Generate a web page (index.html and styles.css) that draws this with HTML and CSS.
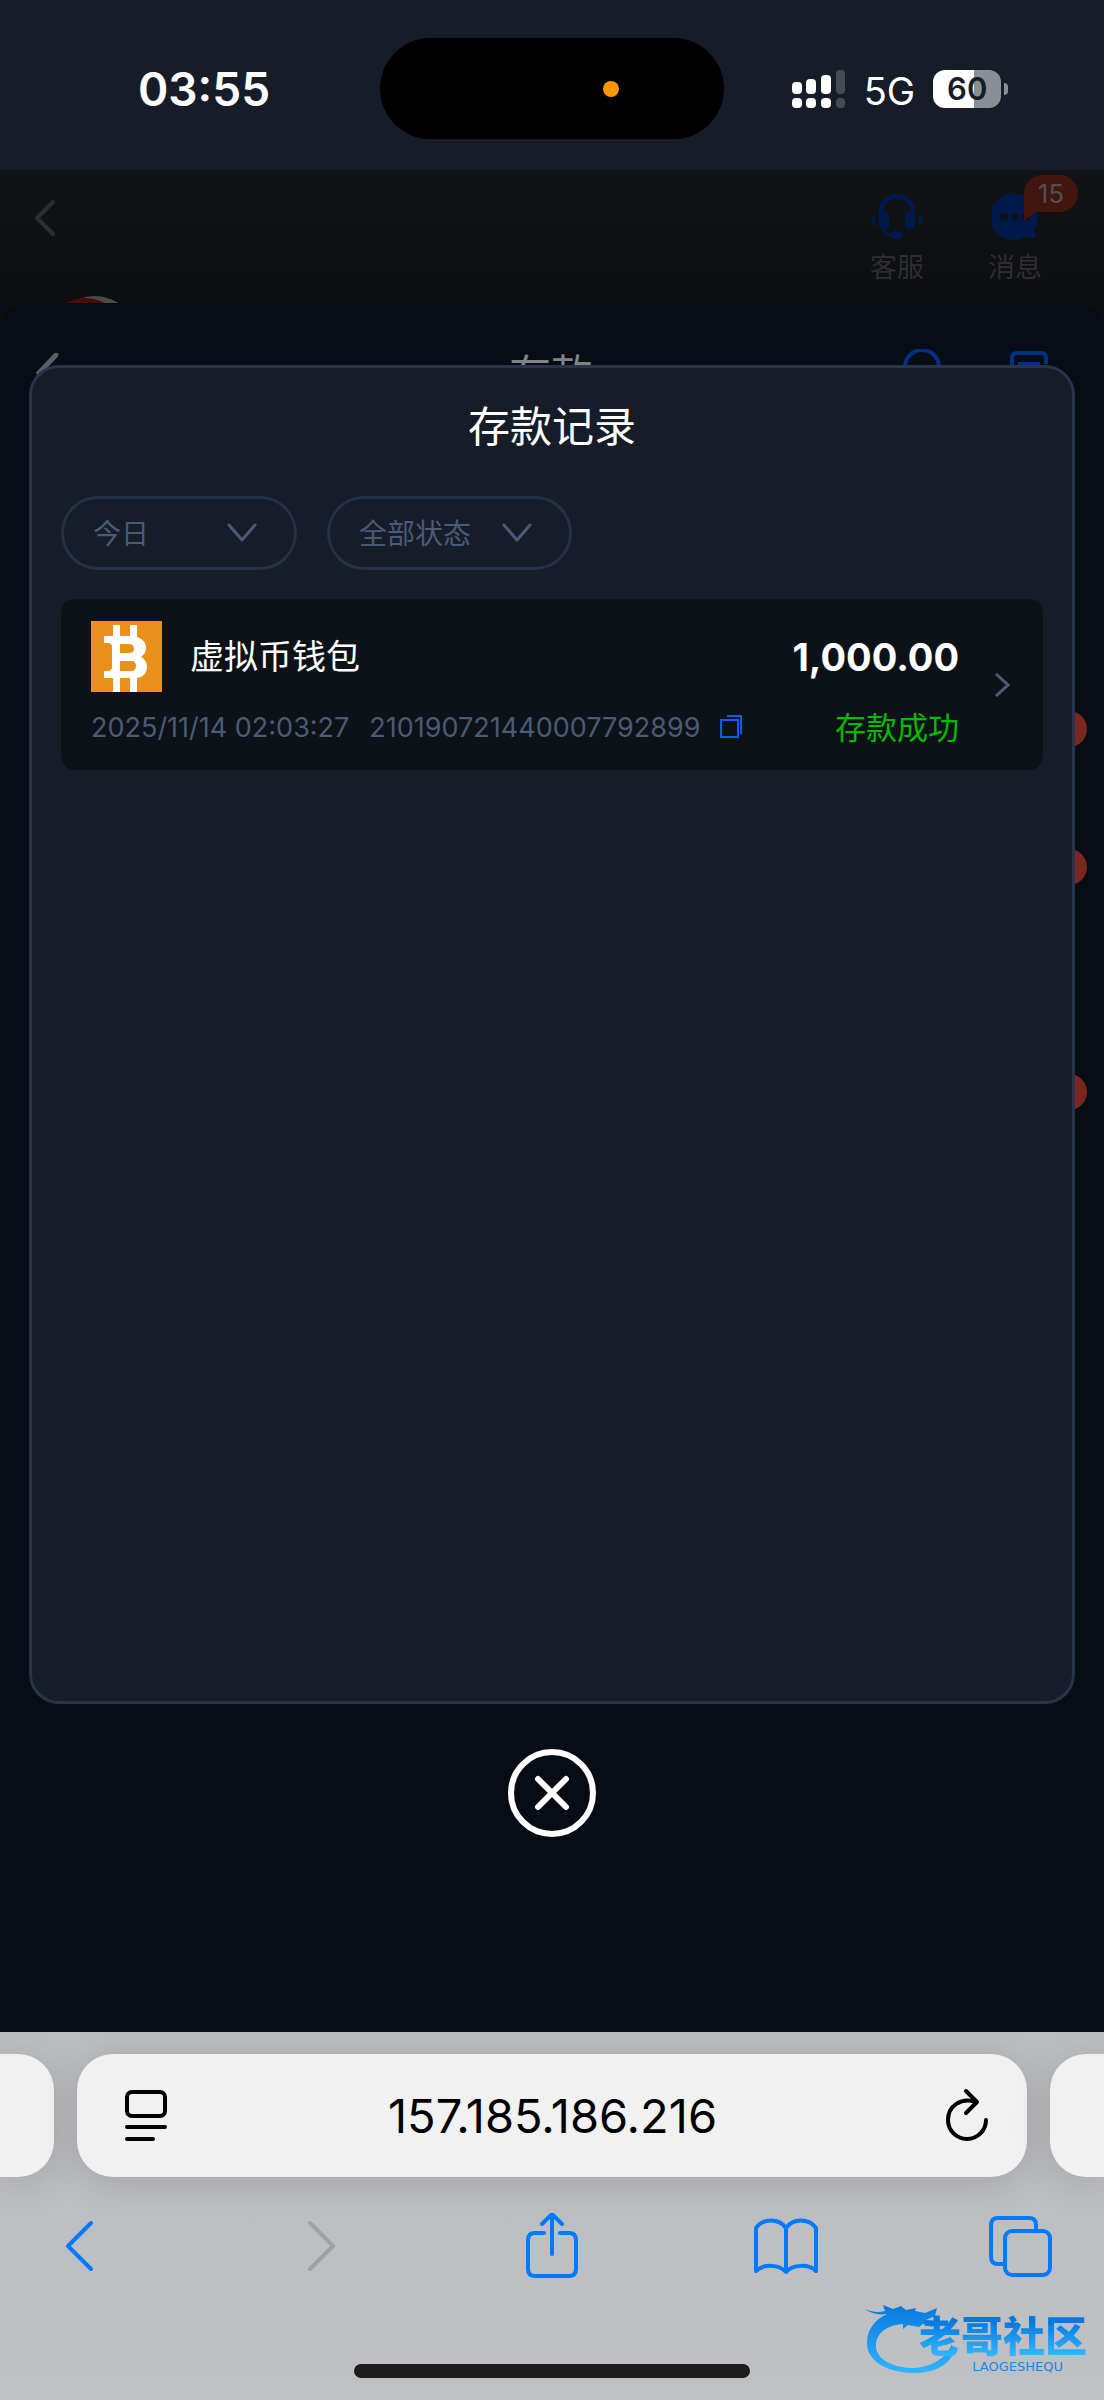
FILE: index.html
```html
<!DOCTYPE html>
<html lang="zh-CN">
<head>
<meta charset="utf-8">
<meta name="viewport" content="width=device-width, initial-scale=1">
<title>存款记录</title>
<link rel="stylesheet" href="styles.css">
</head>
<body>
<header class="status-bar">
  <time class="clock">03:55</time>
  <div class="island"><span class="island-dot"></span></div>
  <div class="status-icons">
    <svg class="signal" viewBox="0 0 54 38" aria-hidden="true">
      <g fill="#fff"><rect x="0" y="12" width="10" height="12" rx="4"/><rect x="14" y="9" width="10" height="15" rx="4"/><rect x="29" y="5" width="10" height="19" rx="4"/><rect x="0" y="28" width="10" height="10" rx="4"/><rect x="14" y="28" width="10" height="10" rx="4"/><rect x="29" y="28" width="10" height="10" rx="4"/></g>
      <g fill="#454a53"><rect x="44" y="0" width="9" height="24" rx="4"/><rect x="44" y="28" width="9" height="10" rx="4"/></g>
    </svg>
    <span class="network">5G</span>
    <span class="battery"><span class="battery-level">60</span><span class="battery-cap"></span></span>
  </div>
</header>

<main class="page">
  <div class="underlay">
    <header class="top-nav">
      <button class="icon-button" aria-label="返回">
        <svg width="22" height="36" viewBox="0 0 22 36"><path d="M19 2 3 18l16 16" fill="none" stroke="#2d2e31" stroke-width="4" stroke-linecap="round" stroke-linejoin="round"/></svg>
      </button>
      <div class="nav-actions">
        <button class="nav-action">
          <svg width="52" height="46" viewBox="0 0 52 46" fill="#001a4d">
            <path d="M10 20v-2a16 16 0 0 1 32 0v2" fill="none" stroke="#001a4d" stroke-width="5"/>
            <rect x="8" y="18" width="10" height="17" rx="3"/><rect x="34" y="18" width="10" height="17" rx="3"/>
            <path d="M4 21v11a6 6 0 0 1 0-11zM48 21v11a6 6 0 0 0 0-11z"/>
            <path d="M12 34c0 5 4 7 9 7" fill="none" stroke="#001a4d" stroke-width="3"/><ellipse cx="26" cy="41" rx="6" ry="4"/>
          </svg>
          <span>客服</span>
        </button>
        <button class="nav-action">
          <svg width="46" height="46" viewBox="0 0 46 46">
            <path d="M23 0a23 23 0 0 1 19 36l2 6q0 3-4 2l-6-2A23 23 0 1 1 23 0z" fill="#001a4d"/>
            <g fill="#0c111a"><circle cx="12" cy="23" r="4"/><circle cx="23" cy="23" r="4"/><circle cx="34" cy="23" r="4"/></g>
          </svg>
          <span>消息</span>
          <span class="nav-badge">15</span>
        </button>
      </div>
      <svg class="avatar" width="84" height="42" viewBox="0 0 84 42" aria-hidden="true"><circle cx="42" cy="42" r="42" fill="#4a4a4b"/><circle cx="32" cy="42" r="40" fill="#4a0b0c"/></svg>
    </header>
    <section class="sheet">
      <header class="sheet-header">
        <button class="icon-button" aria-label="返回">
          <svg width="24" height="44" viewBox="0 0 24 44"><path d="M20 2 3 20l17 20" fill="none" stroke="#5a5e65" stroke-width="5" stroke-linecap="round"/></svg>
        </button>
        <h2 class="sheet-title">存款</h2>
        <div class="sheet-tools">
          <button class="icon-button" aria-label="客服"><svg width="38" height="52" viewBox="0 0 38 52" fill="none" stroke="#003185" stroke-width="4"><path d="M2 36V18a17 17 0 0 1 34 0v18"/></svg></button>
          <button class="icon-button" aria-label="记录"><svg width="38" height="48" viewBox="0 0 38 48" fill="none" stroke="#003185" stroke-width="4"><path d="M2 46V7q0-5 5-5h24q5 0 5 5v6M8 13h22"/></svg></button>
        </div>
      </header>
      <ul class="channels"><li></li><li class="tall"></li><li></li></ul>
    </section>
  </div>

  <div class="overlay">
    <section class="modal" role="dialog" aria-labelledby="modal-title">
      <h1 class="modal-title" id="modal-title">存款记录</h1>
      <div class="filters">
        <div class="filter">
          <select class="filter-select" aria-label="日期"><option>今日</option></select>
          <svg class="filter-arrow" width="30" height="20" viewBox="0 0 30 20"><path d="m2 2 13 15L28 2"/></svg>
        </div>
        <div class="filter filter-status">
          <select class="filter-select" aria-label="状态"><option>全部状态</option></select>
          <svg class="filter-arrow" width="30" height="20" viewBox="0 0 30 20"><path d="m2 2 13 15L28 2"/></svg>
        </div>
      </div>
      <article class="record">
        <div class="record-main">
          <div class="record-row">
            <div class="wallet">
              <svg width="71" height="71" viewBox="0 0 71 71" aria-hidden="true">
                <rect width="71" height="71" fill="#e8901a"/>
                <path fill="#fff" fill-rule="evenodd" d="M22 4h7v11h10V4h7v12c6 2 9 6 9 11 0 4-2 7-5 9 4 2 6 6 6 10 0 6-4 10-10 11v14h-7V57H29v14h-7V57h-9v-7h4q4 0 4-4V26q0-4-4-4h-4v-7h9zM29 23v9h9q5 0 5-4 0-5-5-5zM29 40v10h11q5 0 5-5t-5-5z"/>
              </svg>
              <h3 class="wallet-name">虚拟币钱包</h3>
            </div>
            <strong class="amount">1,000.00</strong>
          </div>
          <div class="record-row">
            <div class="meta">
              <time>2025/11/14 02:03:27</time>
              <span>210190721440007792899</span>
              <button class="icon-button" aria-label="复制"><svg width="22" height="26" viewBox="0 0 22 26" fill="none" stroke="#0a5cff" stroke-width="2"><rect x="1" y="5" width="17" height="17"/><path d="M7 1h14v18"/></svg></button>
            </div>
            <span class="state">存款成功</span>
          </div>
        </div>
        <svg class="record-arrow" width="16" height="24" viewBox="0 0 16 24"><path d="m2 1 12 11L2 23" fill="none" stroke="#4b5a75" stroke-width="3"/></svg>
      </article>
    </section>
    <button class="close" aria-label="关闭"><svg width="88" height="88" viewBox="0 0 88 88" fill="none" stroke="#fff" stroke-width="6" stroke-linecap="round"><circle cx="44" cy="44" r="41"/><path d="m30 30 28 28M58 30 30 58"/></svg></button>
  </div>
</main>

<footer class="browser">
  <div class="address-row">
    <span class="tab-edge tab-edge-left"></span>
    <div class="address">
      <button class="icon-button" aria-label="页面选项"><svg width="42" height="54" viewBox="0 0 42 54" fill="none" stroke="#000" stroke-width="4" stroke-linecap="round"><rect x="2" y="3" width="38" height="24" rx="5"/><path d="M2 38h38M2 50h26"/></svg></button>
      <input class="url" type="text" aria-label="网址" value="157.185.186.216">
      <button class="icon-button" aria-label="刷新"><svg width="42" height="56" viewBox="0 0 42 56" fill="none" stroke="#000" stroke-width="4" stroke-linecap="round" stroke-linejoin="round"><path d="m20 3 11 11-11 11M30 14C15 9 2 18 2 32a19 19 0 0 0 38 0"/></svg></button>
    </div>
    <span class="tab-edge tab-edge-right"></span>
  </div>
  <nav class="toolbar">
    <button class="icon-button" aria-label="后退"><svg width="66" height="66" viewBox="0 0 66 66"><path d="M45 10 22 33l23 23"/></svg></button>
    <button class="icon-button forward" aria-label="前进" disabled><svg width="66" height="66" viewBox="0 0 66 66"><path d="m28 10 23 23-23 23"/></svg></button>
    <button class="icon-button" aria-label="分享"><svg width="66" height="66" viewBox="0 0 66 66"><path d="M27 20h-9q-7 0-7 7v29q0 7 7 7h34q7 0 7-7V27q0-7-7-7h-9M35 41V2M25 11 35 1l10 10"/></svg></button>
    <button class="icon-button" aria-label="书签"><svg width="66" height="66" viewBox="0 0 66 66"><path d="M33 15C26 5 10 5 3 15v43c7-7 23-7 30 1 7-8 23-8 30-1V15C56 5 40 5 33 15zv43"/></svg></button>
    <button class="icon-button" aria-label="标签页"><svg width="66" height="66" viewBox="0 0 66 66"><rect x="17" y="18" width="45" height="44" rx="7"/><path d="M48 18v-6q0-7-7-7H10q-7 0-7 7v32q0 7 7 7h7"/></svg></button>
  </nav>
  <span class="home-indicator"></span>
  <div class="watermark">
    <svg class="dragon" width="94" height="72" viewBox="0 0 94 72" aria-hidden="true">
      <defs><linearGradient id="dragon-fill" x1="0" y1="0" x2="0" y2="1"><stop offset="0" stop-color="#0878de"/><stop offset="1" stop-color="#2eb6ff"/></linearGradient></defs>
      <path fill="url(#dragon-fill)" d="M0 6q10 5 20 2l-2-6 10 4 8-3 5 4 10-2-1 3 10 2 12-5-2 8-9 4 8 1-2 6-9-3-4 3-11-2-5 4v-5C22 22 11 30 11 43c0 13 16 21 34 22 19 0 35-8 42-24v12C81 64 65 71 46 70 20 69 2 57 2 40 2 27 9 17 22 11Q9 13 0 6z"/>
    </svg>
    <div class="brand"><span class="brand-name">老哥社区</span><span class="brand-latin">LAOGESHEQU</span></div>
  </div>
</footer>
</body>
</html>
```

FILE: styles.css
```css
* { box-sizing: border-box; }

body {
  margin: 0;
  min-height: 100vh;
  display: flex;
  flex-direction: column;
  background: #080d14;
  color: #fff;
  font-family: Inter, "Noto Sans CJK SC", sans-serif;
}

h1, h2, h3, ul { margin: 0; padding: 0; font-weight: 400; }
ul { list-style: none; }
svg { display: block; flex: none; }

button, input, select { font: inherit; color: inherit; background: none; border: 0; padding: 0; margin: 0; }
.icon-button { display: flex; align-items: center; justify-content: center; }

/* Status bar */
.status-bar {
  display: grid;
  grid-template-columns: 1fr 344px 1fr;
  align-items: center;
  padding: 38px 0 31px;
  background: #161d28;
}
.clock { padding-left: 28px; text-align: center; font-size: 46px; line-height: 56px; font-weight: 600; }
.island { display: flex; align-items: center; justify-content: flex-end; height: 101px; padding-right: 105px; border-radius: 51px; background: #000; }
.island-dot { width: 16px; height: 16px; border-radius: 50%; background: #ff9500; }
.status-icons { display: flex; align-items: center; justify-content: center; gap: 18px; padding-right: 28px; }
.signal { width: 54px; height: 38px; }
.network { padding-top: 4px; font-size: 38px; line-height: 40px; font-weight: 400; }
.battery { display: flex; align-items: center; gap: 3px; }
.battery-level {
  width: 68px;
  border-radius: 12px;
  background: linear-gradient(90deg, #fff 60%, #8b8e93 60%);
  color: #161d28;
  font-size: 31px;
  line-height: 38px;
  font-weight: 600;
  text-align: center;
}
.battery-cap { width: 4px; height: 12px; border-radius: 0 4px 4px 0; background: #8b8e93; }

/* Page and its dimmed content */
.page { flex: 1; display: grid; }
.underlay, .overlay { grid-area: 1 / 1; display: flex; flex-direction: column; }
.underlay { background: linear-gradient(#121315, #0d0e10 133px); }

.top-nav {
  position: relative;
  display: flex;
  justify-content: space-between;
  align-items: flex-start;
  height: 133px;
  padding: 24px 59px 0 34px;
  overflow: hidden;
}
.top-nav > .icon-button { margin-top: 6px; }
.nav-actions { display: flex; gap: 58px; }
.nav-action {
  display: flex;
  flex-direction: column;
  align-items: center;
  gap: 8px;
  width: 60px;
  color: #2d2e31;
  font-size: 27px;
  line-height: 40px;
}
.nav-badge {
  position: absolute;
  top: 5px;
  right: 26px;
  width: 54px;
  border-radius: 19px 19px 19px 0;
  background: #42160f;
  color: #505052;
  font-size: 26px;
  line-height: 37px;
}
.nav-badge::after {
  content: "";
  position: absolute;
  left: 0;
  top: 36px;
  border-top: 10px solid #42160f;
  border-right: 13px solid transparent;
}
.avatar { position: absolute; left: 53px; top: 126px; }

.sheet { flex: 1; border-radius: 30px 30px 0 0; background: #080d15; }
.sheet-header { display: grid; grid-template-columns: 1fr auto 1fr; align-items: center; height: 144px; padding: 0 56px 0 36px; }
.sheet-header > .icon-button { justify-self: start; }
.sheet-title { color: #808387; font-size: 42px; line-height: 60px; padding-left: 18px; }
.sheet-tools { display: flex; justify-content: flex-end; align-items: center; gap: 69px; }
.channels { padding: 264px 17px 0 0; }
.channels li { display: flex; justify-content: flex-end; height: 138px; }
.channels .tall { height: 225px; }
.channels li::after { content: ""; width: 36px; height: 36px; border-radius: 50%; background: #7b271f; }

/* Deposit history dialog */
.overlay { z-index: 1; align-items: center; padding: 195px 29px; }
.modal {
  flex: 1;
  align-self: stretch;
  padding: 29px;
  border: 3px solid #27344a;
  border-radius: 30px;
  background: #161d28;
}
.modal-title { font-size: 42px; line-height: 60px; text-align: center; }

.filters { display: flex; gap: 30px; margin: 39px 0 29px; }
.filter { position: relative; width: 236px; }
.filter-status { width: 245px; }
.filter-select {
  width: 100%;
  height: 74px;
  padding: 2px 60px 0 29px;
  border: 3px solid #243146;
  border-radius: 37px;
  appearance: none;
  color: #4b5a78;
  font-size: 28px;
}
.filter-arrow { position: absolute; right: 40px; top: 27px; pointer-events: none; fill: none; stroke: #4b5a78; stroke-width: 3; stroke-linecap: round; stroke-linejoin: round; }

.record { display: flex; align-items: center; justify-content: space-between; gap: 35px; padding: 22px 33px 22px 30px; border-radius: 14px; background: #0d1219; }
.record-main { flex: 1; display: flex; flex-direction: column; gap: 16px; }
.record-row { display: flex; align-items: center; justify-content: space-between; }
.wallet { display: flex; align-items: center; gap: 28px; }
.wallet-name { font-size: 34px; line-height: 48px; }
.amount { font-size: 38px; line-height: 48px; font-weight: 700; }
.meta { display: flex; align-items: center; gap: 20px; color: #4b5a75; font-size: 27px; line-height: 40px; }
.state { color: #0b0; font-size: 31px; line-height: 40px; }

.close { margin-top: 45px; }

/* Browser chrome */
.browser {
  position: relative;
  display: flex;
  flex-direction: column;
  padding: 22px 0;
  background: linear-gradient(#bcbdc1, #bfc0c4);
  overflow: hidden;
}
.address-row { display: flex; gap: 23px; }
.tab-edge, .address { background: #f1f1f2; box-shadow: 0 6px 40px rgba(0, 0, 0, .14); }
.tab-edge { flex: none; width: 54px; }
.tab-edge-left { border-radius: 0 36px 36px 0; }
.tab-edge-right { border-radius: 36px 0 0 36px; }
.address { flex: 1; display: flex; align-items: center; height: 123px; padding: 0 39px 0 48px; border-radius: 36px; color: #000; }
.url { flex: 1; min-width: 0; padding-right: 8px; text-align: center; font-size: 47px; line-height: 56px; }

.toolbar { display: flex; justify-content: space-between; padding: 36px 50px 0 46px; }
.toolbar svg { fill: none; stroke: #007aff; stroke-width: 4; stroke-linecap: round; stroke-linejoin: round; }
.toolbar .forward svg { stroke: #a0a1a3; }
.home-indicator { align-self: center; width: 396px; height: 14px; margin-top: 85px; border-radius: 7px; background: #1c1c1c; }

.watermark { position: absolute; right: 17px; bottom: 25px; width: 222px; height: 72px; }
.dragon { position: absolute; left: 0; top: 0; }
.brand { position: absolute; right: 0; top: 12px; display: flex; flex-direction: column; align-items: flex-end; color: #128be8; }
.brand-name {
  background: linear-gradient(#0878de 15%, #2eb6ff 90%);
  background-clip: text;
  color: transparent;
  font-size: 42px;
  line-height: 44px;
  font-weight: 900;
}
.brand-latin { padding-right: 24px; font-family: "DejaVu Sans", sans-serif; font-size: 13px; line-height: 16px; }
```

WHAT YOU NEED TO DO: Give a single number: the count of lines above that include the word "styles".

EXERCISE OUTPUT: 3